Monitoring your AWS Lambda functions is critical to maintaining performance and reliability. CloudWatch provides key metrics like Duration, Errors, Invocations, and Throttles to help you track and optimize your serverless applications. Here's a quick breakdown:
- Duration: Tracks execution time to optimize costs and performance.
- Errors: Identifies failed executions for troubleshooting.
- Invocations: Monitors usage trends and related costs.
- Throttles: Flags requests denied due to concurrency limits.
Key Actions:
- Use CloudWatch alarms to detect spikes in errors or throttling.
- Analyze logs alongside metrics to identify and resolve issues.
- Create custom dashboards to visualize performance in real time.
For advanced use cases, monitor metrics like IteratorAge (stream processing delays) and InitDuration (cold start times). These insights help you fine-tune memory settings, adjust concurrency, and improve overall efficiency. Keep reading for step-by-step instructions on accessing metrics, building dashboards, and troubleshooting common issues.

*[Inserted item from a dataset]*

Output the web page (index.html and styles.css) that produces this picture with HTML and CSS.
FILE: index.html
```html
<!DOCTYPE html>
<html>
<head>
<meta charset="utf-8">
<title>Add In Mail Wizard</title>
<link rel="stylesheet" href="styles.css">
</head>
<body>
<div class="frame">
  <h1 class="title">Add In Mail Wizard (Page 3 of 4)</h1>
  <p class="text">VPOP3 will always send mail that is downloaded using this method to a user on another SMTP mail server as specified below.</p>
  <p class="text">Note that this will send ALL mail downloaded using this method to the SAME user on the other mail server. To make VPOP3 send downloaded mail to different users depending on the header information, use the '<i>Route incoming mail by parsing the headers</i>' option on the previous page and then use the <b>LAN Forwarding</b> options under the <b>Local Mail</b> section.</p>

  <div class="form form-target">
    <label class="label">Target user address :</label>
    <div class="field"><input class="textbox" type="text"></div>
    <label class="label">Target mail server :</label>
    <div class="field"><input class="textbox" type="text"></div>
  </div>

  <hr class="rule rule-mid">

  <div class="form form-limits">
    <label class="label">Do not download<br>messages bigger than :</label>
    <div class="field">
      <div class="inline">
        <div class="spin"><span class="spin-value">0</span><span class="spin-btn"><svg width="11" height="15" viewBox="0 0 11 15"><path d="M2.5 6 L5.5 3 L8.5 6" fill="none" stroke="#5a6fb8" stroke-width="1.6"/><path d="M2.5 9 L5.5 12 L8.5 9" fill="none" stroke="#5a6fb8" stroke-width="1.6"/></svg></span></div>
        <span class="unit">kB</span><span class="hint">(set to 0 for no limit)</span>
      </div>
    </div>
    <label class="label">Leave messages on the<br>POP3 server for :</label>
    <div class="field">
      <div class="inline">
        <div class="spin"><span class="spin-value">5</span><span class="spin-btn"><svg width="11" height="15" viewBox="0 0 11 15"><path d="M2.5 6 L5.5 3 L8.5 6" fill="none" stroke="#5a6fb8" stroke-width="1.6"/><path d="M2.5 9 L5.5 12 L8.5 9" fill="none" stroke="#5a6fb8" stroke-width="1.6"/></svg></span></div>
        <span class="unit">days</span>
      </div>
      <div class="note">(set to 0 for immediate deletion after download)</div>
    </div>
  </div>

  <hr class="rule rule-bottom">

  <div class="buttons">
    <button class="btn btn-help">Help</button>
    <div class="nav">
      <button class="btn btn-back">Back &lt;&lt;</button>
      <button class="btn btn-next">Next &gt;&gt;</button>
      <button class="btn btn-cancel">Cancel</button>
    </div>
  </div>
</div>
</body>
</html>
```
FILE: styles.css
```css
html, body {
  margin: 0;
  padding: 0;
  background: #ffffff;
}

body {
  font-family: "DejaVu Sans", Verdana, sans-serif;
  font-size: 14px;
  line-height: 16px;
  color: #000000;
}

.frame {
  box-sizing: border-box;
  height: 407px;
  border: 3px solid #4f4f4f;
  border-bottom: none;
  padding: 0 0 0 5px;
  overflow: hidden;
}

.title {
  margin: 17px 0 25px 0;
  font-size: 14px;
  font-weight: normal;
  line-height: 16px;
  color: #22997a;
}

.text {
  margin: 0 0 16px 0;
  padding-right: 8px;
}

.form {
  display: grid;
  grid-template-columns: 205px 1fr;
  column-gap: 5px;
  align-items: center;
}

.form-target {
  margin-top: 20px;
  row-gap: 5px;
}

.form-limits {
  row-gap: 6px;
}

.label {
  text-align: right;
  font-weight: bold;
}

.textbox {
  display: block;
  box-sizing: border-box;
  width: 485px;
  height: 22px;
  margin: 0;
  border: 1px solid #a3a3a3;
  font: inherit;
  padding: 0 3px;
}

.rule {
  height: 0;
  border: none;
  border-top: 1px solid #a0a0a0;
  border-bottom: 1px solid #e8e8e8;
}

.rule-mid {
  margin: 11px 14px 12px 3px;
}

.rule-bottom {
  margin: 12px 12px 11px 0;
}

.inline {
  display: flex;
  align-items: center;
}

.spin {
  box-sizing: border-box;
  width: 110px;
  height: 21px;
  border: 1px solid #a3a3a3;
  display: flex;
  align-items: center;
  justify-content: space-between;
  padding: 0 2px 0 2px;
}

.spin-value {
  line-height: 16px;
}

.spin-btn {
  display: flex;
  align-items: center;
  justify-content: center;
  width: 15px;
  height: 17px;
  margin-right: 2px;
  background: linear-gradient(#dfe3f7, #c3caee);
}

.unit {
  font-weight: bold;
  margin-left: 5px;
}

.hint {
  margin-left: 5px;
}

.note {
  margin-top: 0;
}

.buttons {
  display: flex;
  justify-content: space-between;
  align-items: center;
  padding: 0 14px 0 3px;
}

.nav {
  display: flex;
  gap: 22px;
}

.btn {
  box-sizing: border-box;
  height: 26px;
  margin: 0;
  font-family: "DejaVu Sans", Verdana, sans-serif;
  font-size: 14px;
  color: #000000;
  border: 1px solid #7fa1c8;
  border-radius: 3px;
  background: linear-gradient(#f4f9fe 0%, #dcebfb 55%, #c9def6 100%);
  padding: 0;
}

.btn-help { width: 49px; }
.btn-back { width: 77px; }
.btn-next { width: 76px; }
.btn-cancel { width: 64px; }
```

Main Lambda Metrics to Track
Amazon CloudWatch offers key metrics to help you monitor and manage Lambda performance effectively.
Basic Performance Metrics
Here are the four main metrics to keep an eye on:
Metric | Description | Why It Matters |
---|---|---|
Invocations | Number of times a function is executed | Helps track usage trends and related costs |
Errors | Count of failed executions | Highlights potential reliability problems |
Duration | Time taken to execute the function | Directly impacts costs and user experience |
Throttles | Requests denied due to concurrency limits | Indicates resource limitations |
Pay close attention to Duration, as longer execution times can drive up costs and slow down performance. If your function nears its timeout limit, consider optimizing the code or increasing memory allocation.

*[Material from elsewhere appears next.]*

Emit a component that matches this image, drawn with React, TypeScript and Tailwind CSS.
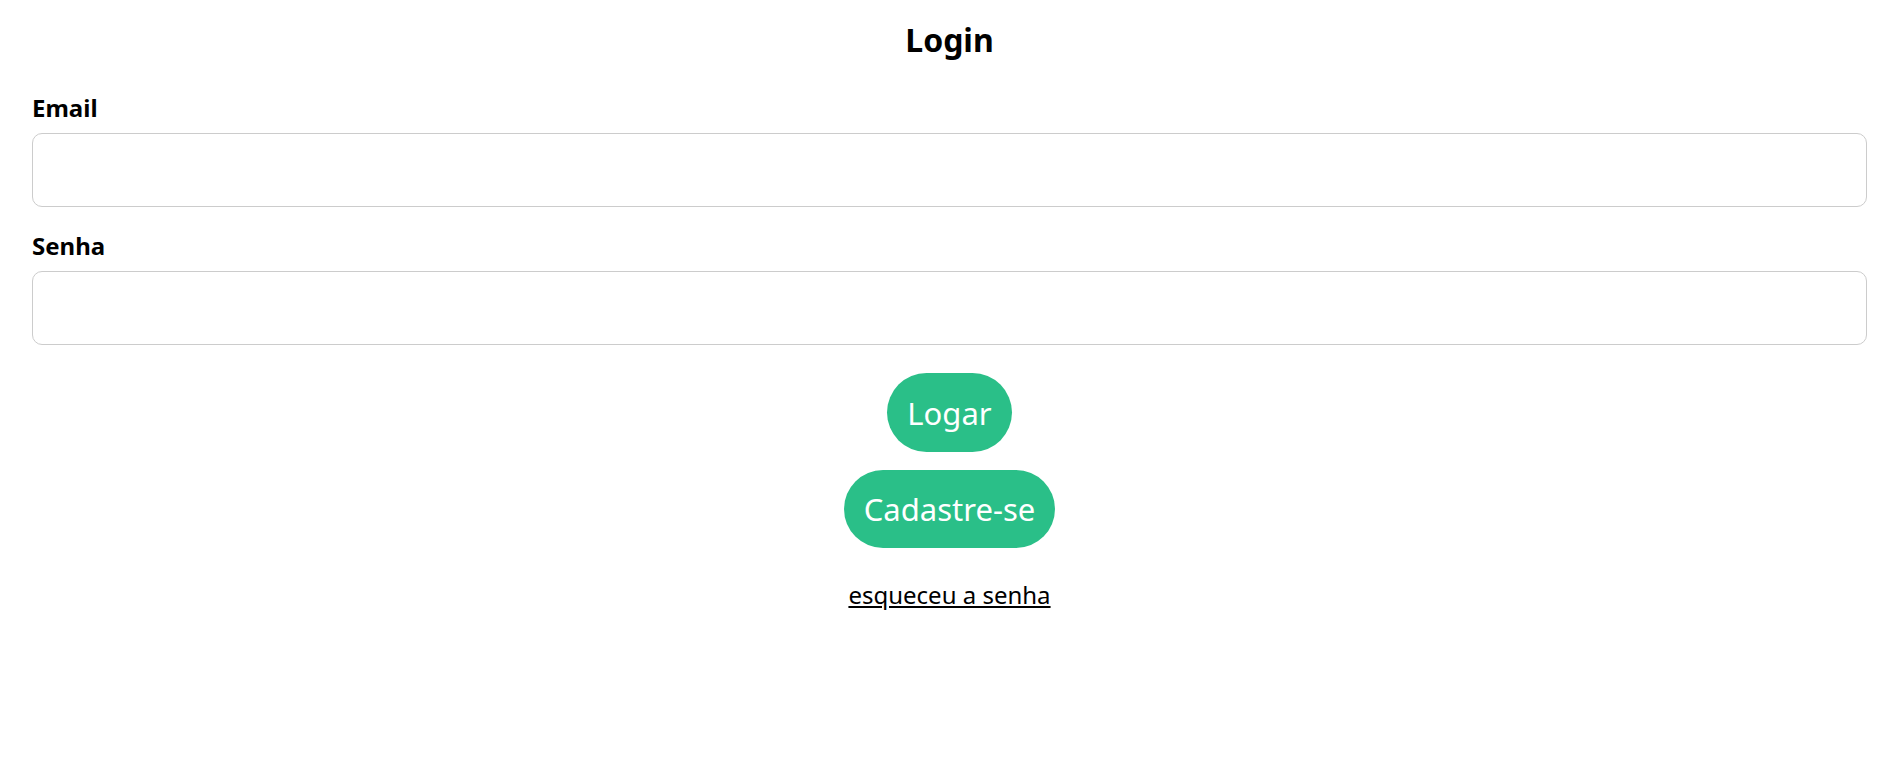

To stay ahead of potential issues, set up CloudWatch alarms for Errors. A sudden spike in Errors might point to problems like:
- Database connection failures
- Issues with third-party APIs
- Memory leaks
- Poor input validation
For Lambda functions with specialized use cases, additional metrics can provide more in-depth insights.
Specialized Monitoring Metrics
Some metrics are tailored for specific environments or use cases:
- IteratorAge: Tracks the time gap between when a record is added to a stream and when it’s processed. Useful for stream-based functions.

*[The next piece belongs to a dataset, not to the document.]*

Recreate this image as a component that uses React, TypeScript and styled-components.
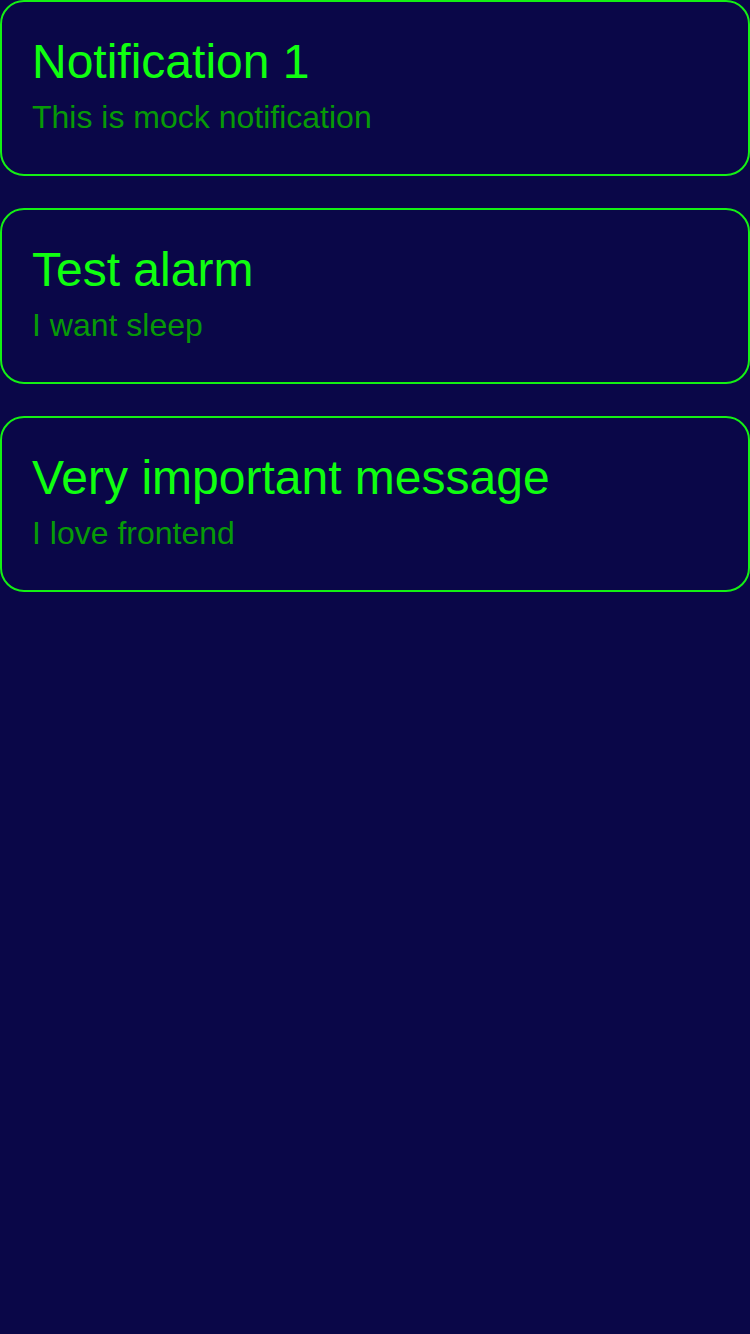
import React from "react";
import styled, { createGlobalStyle } from "styled-components";

const GlobalStyle = createGlobalStyle`
  html, body {
    margin: 0;
    padding: 0;
    background: #0a0748;
    min-height: 100%;
  }
  body {
    font-family: "Liberation Sans", Arial, sans-serif;
  }
`;

const Page = styled.main`
  min-height: 1334px;
  background: #0a0748;
  display: flex;
  flex-direction: column;
  gap: 32px;
`;

const Card = styled.section`
  box-sizing: border-box;
  height: 176px;
  border: 2px solid #14f014;
  border-radius: 24px;
  padding: 32px 30px 0;
  display: flex;
  flex-direction: column;
  gap: 10px;
`;

const Title = styled.h2`
  margin: 0;
  font-size: 48px;
  font-weight: 400;
  line-height: normal;
  color: #10ff10;
`;

const Body = styled.p`
  margin: 0;
  font-size: 32px;
  font-weight: 400;
  line-height: normal;
  color: #079a07;
`;

const notifications = [
  { title: "Notification 1", body: "This is mock notification" },
  { title: "Test alarm", body: "I want sleep" },
  { title: "Very important message", body: "I love frontend" },
];

export default function App() {
  return (
    <>
      <GlobalStyle />
      <Page>
        {notifications.map((n) => (
          <Card key={n.title}>
            <Title>{n.title}</Title>
            <Body>{n.body}</Body>
          </Card>
        ))}
      </Page>
    </>
  );
}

- PostRuntimeExtensionsDuration: Measures the time taken by extensions for tasks outside the runtime. Monitor this if you’re using Lambda extensions.
- OffsetLag: Indicates delays in processing stream records when using Apache Kafka as an event source.
For stream-based functions, combine IteratorAge with Duration to assess processing efficiency. High values in both metrics may signal the need for adjustments, such as:
- Allocating more memory to speed up processing
- Reducing the batch size for stream records
- Implementing parallel processing to handle workloads more efficiently
Finding Lambda Metrics in CloudWatch
CloudWatch offers several ways to view and analyze Lambda metrics, whether through its web interface or programmatically.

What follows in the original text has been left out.